Even older languages such as C++ now include error values in their standard library with std::expected
:
// The error is now part of the function signature
std::expected<int, Div0> safeDiv(int a, int b) {
if (b == 0)
return std::unexpected(Div0());
return a / b;
}
These functional-style errors are intended to make error handling more explicit, and to force programmers to think about errors. Still, I rarely see code that uses errors as return values fare better than exceptions. Quite the opposite, in fact. My anecdotal experience is that Rust code, for example, has more calls to unwrap than I’d like. The problem here is that simply unwrapping results will crash the program on errors that could have been a user-visible error message with exceptions.
So were result types a mistake?
It depends. They are definitely useful, but there are many cases where exceptions are a much better fit. Your programming language of choice should allow you to use exceptions. However, in these languages, exceptions somehow have an (undeserved) bad reputation and cannot be used. I argue that exceptions are easier to work with as a programmer, and result in better user-facing error messages. They’re also more performant; in an example we’ll see later, a C++ implementation using exceptions is about 4× faster than Rust.
Exceptions Are Much Easier to Work With
Keep in mind that I am writing this from the perspective of someone working on server-side code that maintains a significant amount of in-memory state. This means that I prioritize keeping the server process running, and would rather have a single request fail than the entire application crash. To meet uptime SLAs, I want to handle any failure gracefully. Yes, even the ones where the abstract machine of our programming languages fails and the real system limits show up. Memory isn’t infinite, CPUs can’t process all integers, and Santa isn’t real. While my perspective certainly isn’t fully objective, I think other systems could benefit from a similar approach.

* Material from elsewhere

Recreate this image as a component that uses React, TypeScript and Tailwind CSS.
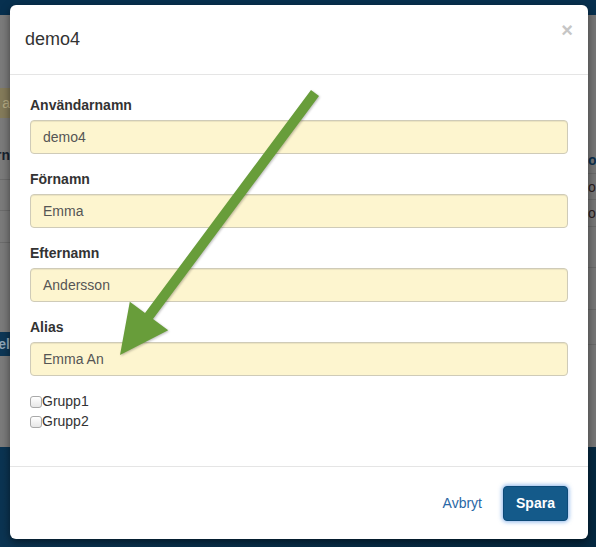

Even for front-end applications, I would rather see an error dialog than a crash and loss of state.
For server programs, we also have a good way to handle errors:
Send an error message to the client, and if that doesn’t work, close the connection.
Yes, even for out-of-memory situations and SIGFPE
, which you get for division by zero, you can send error messages instead of panicking your whole system.
While shutting everything down is certainly “safe”, it is not very productive and is a potential DoS vector.
Exceptions make this extraordinarily easy.
No matter where you are, 100 call stacks deep in your little corner of the program, you detect an error, so you throw an exception.
All the hard work is now done automatically in stack unwinding.
On Linux, this is typically done in libgcc, which determines how to unwind through the binary with DWARF eh_frame
.
The beauty of unwinding is that all destructors are called, all resource handles are dropped, and locks that are currently held anywhere are released.
And best of all, this magic happens behind the scenes because your compiler already emits the correct unwind info1.
So, a simple try-catch block at the top of our connection handling is enough to gracefully handle the error and report it to the client.
Boilerplate
Compare this to functional-style errors, where error handling is manual and super tedious.
You have to explicitly check if the return value is an error and propagate it.
You write the same boilerplate if (err) return err
over and over again, which just litters your code.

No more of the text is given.